How to improve your chances of qualifying for an auto loan
Knowing that lenders will look at your credit score, credit history, income, and debt-to-income ratio to determine whether or not to approve an auto loan application, there are a few things you can do to improve your chances of qualifying.
- Improve your credit score. If you have a credit card, you should use it responsibly to pay for things you need. Be sure to pay it off in full and on time each month. You may want to consider starting to make payments on your student loans. Avoid applying for additional credit.
- Maintain a good GPA. Some lenders will consider a high GPA instead of looking at your credit score. Maintaining an excellent GPA can increase your chances of approval.
- Get a source of income. If you don’t already, you may want to get a job that provides a steady source of income. As a student, you may only be able to work part-time or at a job that pays minimum wage, but some income is better than none in this case. Plus, if you’re able to save up some funds to put toward a down payment, you won’t have to take out as large of a loan.
- Get a cosigner. If you have someone who can cosign your loan, this may help improve your chances of qualifying.
Commonly asked questions
Is it legal to buy a car with student loans?

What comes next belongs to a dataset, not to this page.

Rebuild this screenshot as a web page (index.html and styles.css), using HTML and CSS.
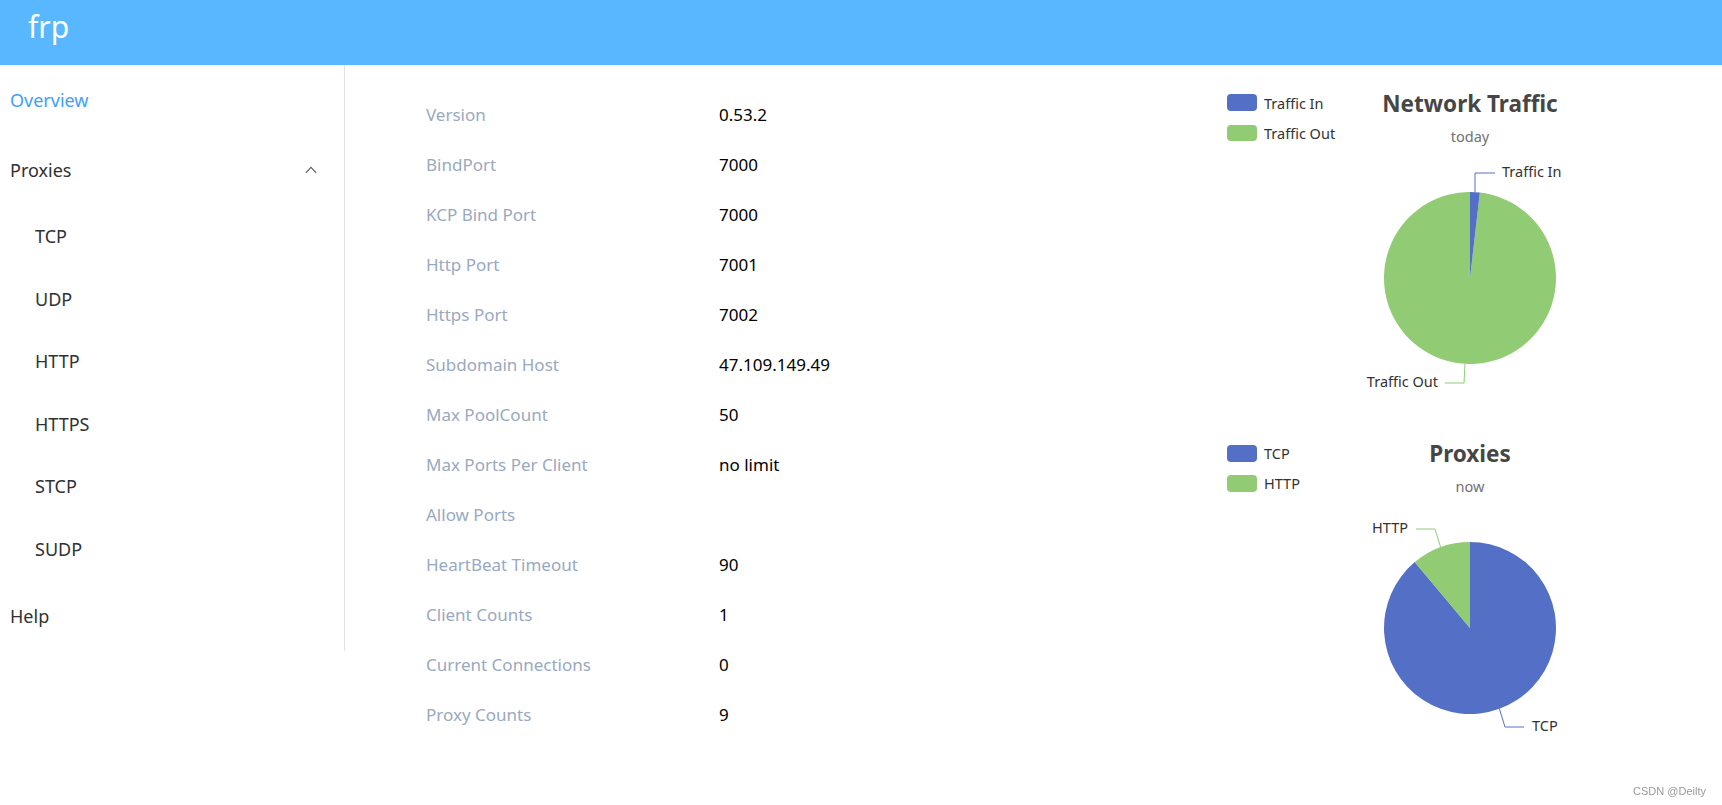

Education loans have terms and conditions that outline what the loan can be used for. In nearly all cases, you must only use the loan for educational purposes, such as tuition, on-campus housing, or other college/university fees. You would not be able to purchase a car using a student loan, and could face massive penalties and even lose the funding if you use it for unauthorized purchases.
Is a student loan an affordable car financing option?
Because you cannot use a student loan to purchase a vehicle, it is not an affordable financing option. However, some credit unions and other lenders offer auto loans made for students, with more preferable interest rates and eligibility criteria. Shopping around for the best term and interest rates can also help ensure you find the most affordable option.